Featured UCLA Feminist: Ipsita Dey

Photo by Mihika Sridhar

For Ipsita Dey, a fourth-year student studying microbiology, immunology, and molecular genetics with a minor in anthropology, feminism leads her through her academic and professional life on the daily. She believes that “Feminism is the equality of all genders, all people, in all places, regardless of economic status and racial background. Feminism means I always have the privilege of choice in my life.” For much of her life, she has been exploring the feminism both present and needed in her communities.

Since high school, when Dey was introduced to the term, she has always considered herself a feminist. She grew up in a South Asian immigrant family where “all the women were extremely accomplished,” ranging from her grandmother who studied up to the fifth-grade yet “had the best poems [she] had ever read” to her mother, who has a PhD. She credits her family with empowering her throughout her life with the ability to choose and support her choices. Making her own decisions and thus having an agency are aspects of life which feminism should guarantee for all people, especially for marginalized communities.
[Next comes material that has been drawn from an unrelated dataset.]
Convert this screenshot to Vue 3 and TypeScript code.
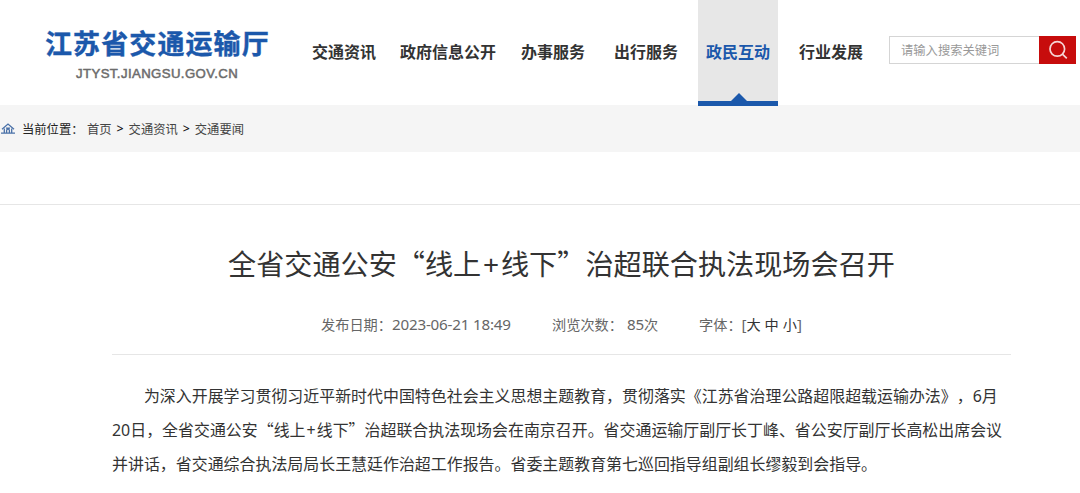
<template>
  <div class="page">
    <header class="header">
      <div class="logo">
        <div class="logo-name">江苏省交通运输厅</div>
        <div class="logo-domain">JTYST.JIANGSU.GOV.CN</div>
      </div>
      <nav class="nav">
        <a
          v-for="item in navList"
          :key="item"
          class="nav-item"
          :class="{ active: item === current }"
          @click="current = item"
        >{{ item }}</a>
      </nav>
      <div class="search">
        <input v-model="keyword" class="search-input" type="text" placeholder="请输入搜索关键词" />
        <button class="search-btn" type="button" aria-label="搜索">
          <svg width="20" height="20" viewBox="0 0 20 20" fill="none" stroke="#f6d5d5" stroke-width="1.7">
            <circle cx="9.3" cy="8.9" r="7.3" />
            <path d="M14.4 14.1L18.8 18.3" />
          </svg>
        </button>
      </div>
    </header>

    <div class="crumb">
      <svg class="home" width="14" height="11" viewBox="0 0 14 11" fill="none" stroke="#4a71a8" stroke-width="1.3">
        <path d="M1 6.2L7 1L13 6.2" />
        <path d="M3.3 5.6V9.8M10.7 5.6V9.8M0 10.1H14" />
        <path d="M5.6 10V7.6a1.4 1.4 0 0 1 2.8 0V10M5 5.1h4" />
      </svg>
      <span class="crumb-label">当前位置：</span>
      <a>首页</a>
      <i>&gt;</i>
      <a>交通资讯</a>
      <i>&gt;</i>
      <a>交通要闻</a>
    </div>

    <main class="article">
      <h1 class="title">全省交通公安“线上<span class="plus">+</span>线下”治超联合执法现场会召开</h1>
      <div class="meta">
        <span class="meta-date">发布日期：<b class="date">2023-06-21 18:49</b></span>
        <span class="meta-views">浏览次数：<b class="views">85</b>次</span>
        <span class="meta-size">字体：<b>[</b><a
          v-for="size in sizes"
          :key="size"
        >{{ size }}</a><b>]</b></span>
      </div>
      <div class="content">
        <p class="indent">为深入开展学习贯彻习近平新时代中国特色社会主义思想主题教育，贯彻落实《江苏省治理公路超限超载运输办法》，<b>6</b>月</p>
        <p><b>20</b>日，全省交通公安“线上<span class="plus">+</span>线下”治超联合执法现场会在南京召开。省交通运输厅副厅长丁峰、省公安厅副厅长高松出席会议</p>
        <p>并讲话，省交通综合执法局局长王慧廷作治超工作报告。省委主题教育第七巡回指导组副组长缪毅到会指导。</p>
      </div>
    </main>
  </div>
</template>

<script setup lang="ts">
import { ref } from 'vue';

const navList: string[] = ['交通资讯', '政府信息公开', '办事服务', '出行服务', '政民互动', '行业发展'];
const sizes: string[] = ['大', '中', '小'];

const current = ref<string>('政民互动');
const keyword = ref<string>('');
</script>

<style>
body {
  margin: 0;
  background: #fff;
}
</style>

<style scoped>
.page {
  width: 1080px;
  height: 493px;
  overflow: hidden;
  color: #333;
  font-family: 'Noto Sans CJK SC', sans-serif;
  text-spacing-trim: space-all;
  white-space: nowrap;
}

b,
i {
  font-family: 'Noto Sans', sans-serif;
  font-weight: 400;
  font-style: normal;
}

.header {
  display: flex;
  height: 105px;
}

.logo {
  width: 259px;
  padding: 23px 0 0 45px;
}

.logo-name {
  height: 40px;
  line-height: 40px;
  font-size: 27px;
  font-weight: 700;
  letter-spacing: 1.1px;
  color: #1b58ab;
  -webkit-text-stroke: 0.4px #1b58ab;
}

.logo-domain {
  margin: 2px 0 0 31px;
  line-height: 18px;
  font-family: 'Liberation Sans', sans-serif;
  font-size: 13.2px;
  letter-spacing: 0.4px;
  color: #6c6c6c;
  -webkit-text-stroke: 0.5px #6c6c6c;
}

.nav {
  display: grid;
  grid-template-columns: 88px 121px 93px 92px 93px 80px;
  width: 585px;
}

.nav-item {
  position: relative;
  justify-self: start;
  box-sizing: border-box;
  height: 105px;
  padding: 0 8px;
  line-height: 103px;
  font-size: 16px;
  font-weight: 700;
}

.nav-item.active {
  height: 105.6px;
  color: #1b58ab;
  background: #e7e7e7;
  border-bottom: 5px solid #1b58ab;
}

.nav-item.active::after {
  content: '';
  position: absolute;
  left: 33px;
  bottom: 0;
  border: 8px solid transparent;
  border-top: 0;
  border-bottom-color: #1b58ab;
}

.search {
  display: flex;
  width: 187px;
  height: 28px;
  margin-top: 36px;
}

.search-input {
  box-sizing: border-box;
  width: 150px;
  height: 28px;
  padding: 0 0 0 11px;
  border: 1px solid #d5d5d5;
  border-right: 0;
  border-radius: 0;
  outline: 0;
  font-family: 'Noto Sans CJK SC', sans-serif;
  font-size: 12.3px;
}

.search-input::placeholder {
  color: #999;
}

.search-btn {
  display: flex;
  align-items: center;
  justify-content: center;
  width: 37px;
  height: 28px;
  padding: 0;
  border: 0;
  background: #c70c0c;
}

.crumb {
  display: flex;
  align-items: center;
  height: 47px;
  background: #f5f5f5;
  font-size: 12.3px;
}

.crumb a {
  color: #444;
}

.crumb i {
  width: 17px;
  text-align: center;
  font-weight: 500;
  color: #111;
}

.home {
  margin: 0 7px 0 1px;
}

.crumb-label {
  width: 65px;
  color: #222;
}

.article {
  margin-top: 52px;
  padding: 0 69px 0 112px;
  border-top: 1px solid #e6e6e6;
}

.title {
  height: 44px;
  margin: 36px 0 0 116px;
  line-height: 44px;
  font-size: 28.15px;
  font-weight: 400;
}

.plus {
  display: inline-block;
  width: 0.7em;
  text-align: center;
  font-family: 'Noto Sans', sans-serif;
}

.meta {
  display: flex;
  height: 69px;
  padding-left: 209px;
  border-bottom: 1px solid #e6e6e6;
  line-height: 78px;
  font-size: 14.2px;
  color: #666;
}

.meta b {
  font-size: 15.2px;
  letter-spacing: -0.2px;
}

.meta-date {
  width: 231px;
}

.meta-views {
  width: 147px;
}

.views {
  margin-left: 4px;
}

.meta a {
  margin-right: 4px;
  color: #333;
}

.meta a:last-of-type {
  margin-right: 0;
}

.content {
  padding-top: 23px;
  font-size: 15.95px;
}

.content p {
  margin: 0;
  height: 34px;
  line-height: 34px;
}

.content .indent {
  text-indent: 2em;
}
</style>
Dey first began working with women who were survivors of domestic violence in high school. Initially drawn to this experience because Dey knew she wanted to work in a space to empower women, Dey met women who were approaching a very “transitionary, precarious stage in their life after or in a domestic abuse situation.” At a domestic violence shelter near her home, she started an art therapy initiative to fundraise for the shelter’s needs.

Dey recalls: “I met this amazing painter who had no professional experience with art but had always just done it at home. I remember having this realization that women and people of color perform or create or produce such good work that goes unnoticed. This woman’s work had not only gone unnoticed but also had been hidden by her previous abuse. After working with the shelter, the privilege of my education as a platform stood out to me; education was a platform where women could once again or for the first time pursue something of their liking and prove to the world that they’re worth of their attention.”
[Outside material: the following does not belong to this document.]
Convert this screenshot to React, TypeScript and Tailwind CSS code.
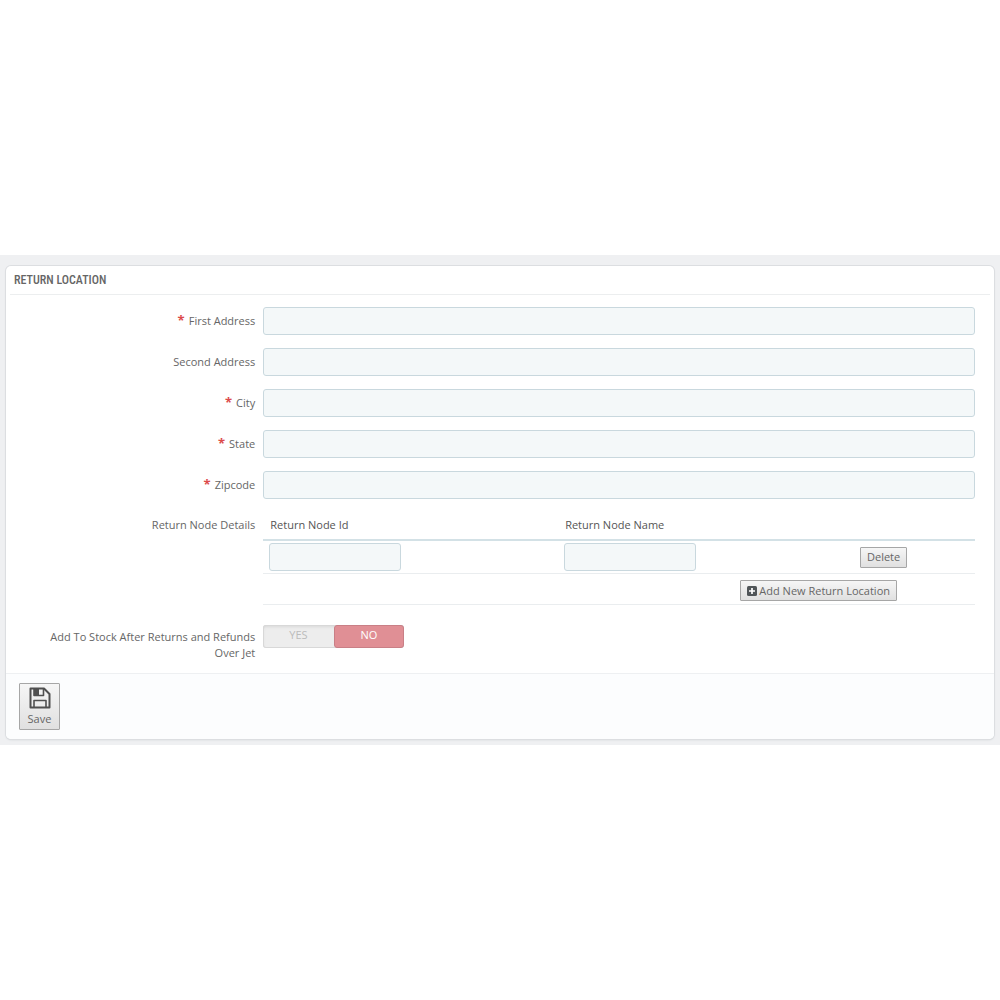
import { useState, type ReactNode } from 'react';

interface AddressField {
  id: string;
  label: string;
  required: boolean;
}

const ADDRESS_FIELDS: AddressField[] = [
  { id: 'first-address', label: 'First Address', required: true },
  { id: 'second-address', label: 'Second Address', required: false },
  { id: 'city', label: 'City', required: true },
  { id: 'state', label: 'State', required: true },
  { id: 'zipcode', label: 'Zipcode', required: true },
];

const inputClasses =
  'h-7 rounded-[3px] border border-[#c9d8de] bg-[#f4f8f9] px-2 text-xs text-[#555] outline-none focus:border-[#66afe9]';

const buttonClasses =
  'rounded-[1px] border border-[#a6a6a6] bg-linear-to-b from-[#f6f6f6] to-[#e0e0e0] text-[11px] text-[#666] hover:to-[#d4d4d4]';

const rowClasses = 'grid grid-cols-[1fr_3fr] gap-2';

const SaveIcon = () => (
  <svg viewBox="0 0 22 22" className="h-[22px] w-[22px]" fill="none" stroke="#4f4f4f" strokeWidth="2" strokeLinejoin="round">
    <path d="M1.5 1.5h13.5l5.5 5.5v13.5h-19z" />
    <path d="M5 1.5v7h9.5v-7" strokeWidth="1.6" />
    <path d="M5 2h5v6h-5z" fill="#4f4f4f" stroke="none" />
    <path d="M5 20.5v-7h12v7" strokeWidth="1.6" />
  </svg>
);

const PlusSquareIcon = () => (
  <svg viewBox="0 0 10 10" className="h-[10px] w-[10px]">
    <rect width="10" height="10" rx="1.5" fill="#505558" />
    <path d="M5 2v6M2 5h6" stroke="#fff" strokeWidth="1.7" />
  </svg>
);

const TextRow = ({ field }: { field: AddressField }) => (
  <div className={rowClasses}>
    <label htmlFor={field.id} className="pt-0.5 text-right leading-6">
      {field.required && <span className="mr-1 text-[13px] leading-none font-bold text-[#dc4b4b]">*</span>}
      {field.label}
    </label>
    <input id={field.id} type="text" required={field.required} className={`${inputClasses} w-full`} />
  </div>
);

const NodeTable = () => (
  <table className="w-full table-fixed border-collapse">
    <thead>
      <tr className="h-7 border-b-2 border-[#d3e1e6] text-left text-[#555]">
        <th className="px-[7px] pb-0.5 font-normal">Return Node Id</th>
        <th className="px-[7px] pb-0.5 font-normal">Return Node Name</th>
        <th className="w-[122px]" />
      </tr>
    </thead>
    <tbody>
      <tr className="h-[33px] border-b border-[#eaedef]">
        <td className="px-1.5">
          <input type="text" aria-label="Return Node Id" className={`${inputClasses} block w-[132px]`} />
        </td>
        <td className="px-1.5">
          <input type="text" aria-label="Return Node Name" className={`${inputClasses} block w-[132px]`} />
        </td>
        <td className="px-[7px]">
          <button type="button" className={`${buttonClasses} block h-[21px] px-1.5`}>
            Delete
          </button>
        </td>
      </tr>
      <tr className="h-[31px] border-b border-[#eaedef]">
        <td colSpan={3} className="pt-1 pr-[78px]">
          <button type="button" className={`${buttonClasses} ml-auto flex h-[21px] items-center gap-0.5 px-1.5`}>
            <PlusSquareIcon />
            Add New Return Location
          </button>
        </td>
      </tr>
    </tbody>
  </table>
);

interface SwitchOptionProps {
  checked: boolean;
  onSelect: () => void;
  activeClass: string;
  children: ReactNode;
}

const SwitchOption = ({ checked, onSelect, activeClass, children }: SwitchOptionProps) => (
  <label
    className={`flex flex-1 cursor-pointer items-center justify-center rounded-[3px] border pb-0.5 ${
      checked ? `${activeClass} text-white` : 'border-transparent text-[#bbb]'
    }`}
  >
    <input type="radio" name="add-to-stock" checked={checked} onChange={onSelect} className="sr-only" />
    {children}
  </label>
);

const StockSwitch = () => {
  const [enabled, setEnabled] = useState(false);

  return (
    <div
      role="radiogroup"
      aria-labelledby="stock-label"
      className="relative flex h-[23px] w-[141px] rounded-[3px] bg-[#ededed] shadow-[inset_0_0_0_1px_#d8d8d8,inset_0_2px_3px_#d8d8d8]"
    >
      <SwitchOption checked={enabled} onSelect={() => setEnabled(true)} activeClass="border-[#7fb98a] bg-[#92d097]">
        YES
      </SwitchOption>
      <SwitchOption checked={!enabled} onSelect={() => setEnabled(false)} activeClass="border-[#c97f86] bg-[#e08f95]">
        NO
      </SwitchOption>
    </div>
  );
};

export default function App() {
  return (
    <div className="flex min-h-screen flex-col justify-center bg-white font-['Open_Sans',sans-serif] text-[11px] text-[#666]">
      <main className="bg-[#eff0f2] px-1.5 pt-[11px] pb-1.5">
        <form
          onSubmit={(e) => e.preventDefault()}
          className="overflow-hidden rounded-[5px] bg-white shadow-[0_0_0_1px_#dcdee1,0_1px_2px_#cfd2d6]"
        >
          <h2 className="mx-1 border-b border-[#eceeef] px-1 font-['Ubuntu_Condensed','Roboto_Condensed','Liberation_Sans_Narrow',sans-serif] text-xs leading-7 font-medium text-[#666]">
            RETURN LOCATION
          </h2>

          <div className="flex flex-col gap-[13px] pt-3 pr-[19px] pb-3 pl-3">
            {ADDRESS_FIELDS.map((field) => (
              <TextRow key={field.id} field={field} />
            ))}

            <div className={rowClasses}>
              <span className="text-right leading-[26px]">Return Node Details</span>
              <NodeTable />
            </div>

            <div className={`${rowClasses} pt-[7px]`}>
              <span id="stock-label" className="pt-1 pl-4 text-right leading-4">
                Add To Stock After Returns and Refunds Over Jet
              </span>
              <StockSwitch />
            </div>
          </div>

          <div className="border-t border-[#eef0f2] bg-[#fcfdfe] px-[13px] py-[9px]">
            <button type="submit" className={`${buttonClasses} flex h-[47px] w-[41px] flex-col items-center gap-0.5 pt-[3px]`}>
              <SaveIcon />
              Save
            </button>
          </div>
        </form>
      </main>
    </div>
  );
}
At UCLA, Dey participated in the Lemelson Anthropological Honors Program, where she spent ten weeks at the Saheli Asian Women’s Project in Manchester, UK during the summer of 2016. The Saheli Asian Women’s Project is a domestic violence shelter for South Asian women who are fleeing or have fled abusive relationships. Her project helped to illuminate many aspects of domestic violence survivorship and rehabilitation. Dey drew an important conclusion regarding the empowerment of immigrant women in foreign countries, “It is not the community itself that provides the largest support for post traumatic recovery, but the process and precarity of community formation, during which domestic violence survivors learn to exercise agency and choose to engage in social relationships, developing self-esteem and self-confidence,” she said.

Along with her work, feminism is a leading force in Dey’s daily life. In college, she began to understand what it meant to truly be empowered. During her adolescence, she struggled with body image insecurity. Coming to UCLA taught her that “in an equal world, how I look shouldn’t matter and shouldn’t be dependent on someone else’s expectations of me,” continuing to mention how the only person whose standards she has to meet is herself. After this realization, her body confidence skyrocketed.

Dey’s experiences with intersectional feminism have shaped what she sees feminism growing to be in the future. As feminism in the past and present has largely focused on cisgendered women, she spoke about her excitement to see how the movement transforms to include transgender and genderqueer womxn. In addition, she hopes to see this inter-feminist theory as a main goal of the movement rather than how it is currently pigeonholed into a further marginalized “LGBTQ+ theory” sector. After all, she concludes, equality is for everyone.

Dey’s contributions to feminism, whether by her daily actions or her professional work, advance the scope of the movement for all people by seeking to give them agency through education and awareness. Her quest for visibility and choice for all enriches the movement and broadens its goals. UCLA will sorely miss her next year but the world will have gained an empowered woman, ready for the challenges it throws her way.